With mostly imported natural gas and oil to fuel power plants, and only two desalination facilities providing much of Curaçao’s fresh water, the high cost of scarce resources was an important factor in planning. Bechtel engineers and architects worked closely with the U.S. Department of Energy’s National Renewable Energy Laboratory to design energy- and water-saving features. Among them are a natural ventilation system that uses Caribbean trade winds to cool the terminal, and a sewage system that reclaims wastewater for toilets, fire-fighting systems, and planters. Meanwhile, water-efficient landscaping reduces heat radiating from parking lots and roads and minimizes irrigation requirements.
In keeping with the sustainable development goals of its Romanian Motorway project, Bechtel is helping residents of small towns along the 415-kilometer highway stimulate local business development and achieve greater self-determination.
Cooperating with the Civitas Foundation for Civil Society and with Microsoft, Bechtel has helped launch two community “telecenters” in remote areas where many families and businesses have no telephone or Internet service.
The centers, at town halls in Savadisla and Mihai Viteazu, offer low-fee phone, fax, photocopying, word processing, e-mail, Internet, and business development services, such as Web site design, to help local businesses reach potential customers outside the area.
The telecenters have enjoyed a high level of acceptance in a short time, as users acquire new technology skills. At the same time, local leaders are applauding how the telecenters, by creating a gathering place, have rekindled participation in important community decisions, especially among young people.
Concerns about global warming and climate change are leading power producers to consider new ways of reducing carbon dioxide and other greenhouse gas emissions from their fossil fuel-fired plants. While many Bechtel customers already employ advanced systems that generate less CO2, they’re also investigating technologies that capture the CO2 and put it to productive and profitable use.
One such technology is called CO2 capture and sequestration. In this cutting-edge process, CO2 is recovered from a power plant’s flue gas and injected into a nearby depleted oil field. The pressurized CO2 forces otherwise unrecoverable oil from the well, while the CO2 remains sequestrated underground.
Bechtel, working with a Canadian CO2 capture process licensor, has presented a plan to the Norwegian Water Resources and Energy Directorate to use CO2 captured from a 420-megawatt combined cycle power plant currently under construction for sequestration near an oil field in Kårstø, Norway. It would be the world’s first utility-sized CO2 capture plant of its kind.
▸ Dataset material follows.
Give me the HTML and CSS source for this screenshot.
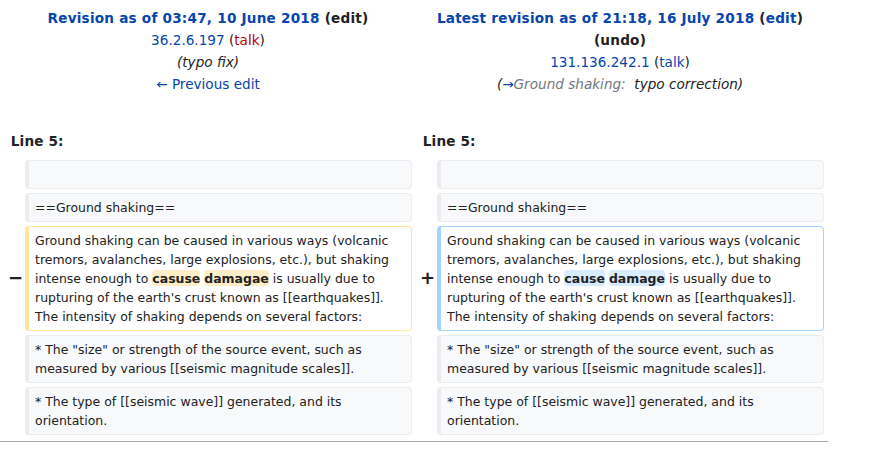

Ever since Hurricanes Katrina and Rita hit the U.S. Gulf Coast in 2005, contractors helping rebuild the region have faced a shortage of skilled labor. So Bechtel has joined with other companies, community colleges, labor organizations and government agencies to support an effort to recruit and train up to 20,000 new craft workers by the end of 2009.
The Business Roundtable initiative, called Gulf Rebuild: Education, Advancement and Training (GREAT), began in August with the launch of a targeted marketing campaign to encourage qualified candidates to sign up. Program participants receive training in entry level construction skills and basic safety at community colleges in Louisiana and Mississippi. Contractors work with GREAT to ensure that the trainees’ new skills will match the needs of the rebuilding effort. Many contractors, including Bechtel, have hired program graduates. GREAT plans to expand its efforts in the Gulf Coast region in 2007.
For nearly three years, Bechtel has been building a liquefied natural gas plant in Equatorial Guinea for Marathon Oil. As the first process train was nearing completion last fall, Bechtel won a front-end engineering and design contract for a second, larger train at the facility, on Bioko Island off the west coast of Africa.
Despite its remote location, the project has ties to all corners of the world. Equipment and materials are sourced from 15 countries, and 38 nationalities are represented among the workforce. The project is part of a global trend: to condense vast gas deposits in far corners of the world for shipment to terminals in other countries, where it’s warmed back to gas to fuel power plants.
Bechtel is helping countries and companies better position themselves in this growing market with its fast-track design and construction capabilities. It’s a safe and economical way of meeting demand in a world thirsty for alternatives to oil and coal.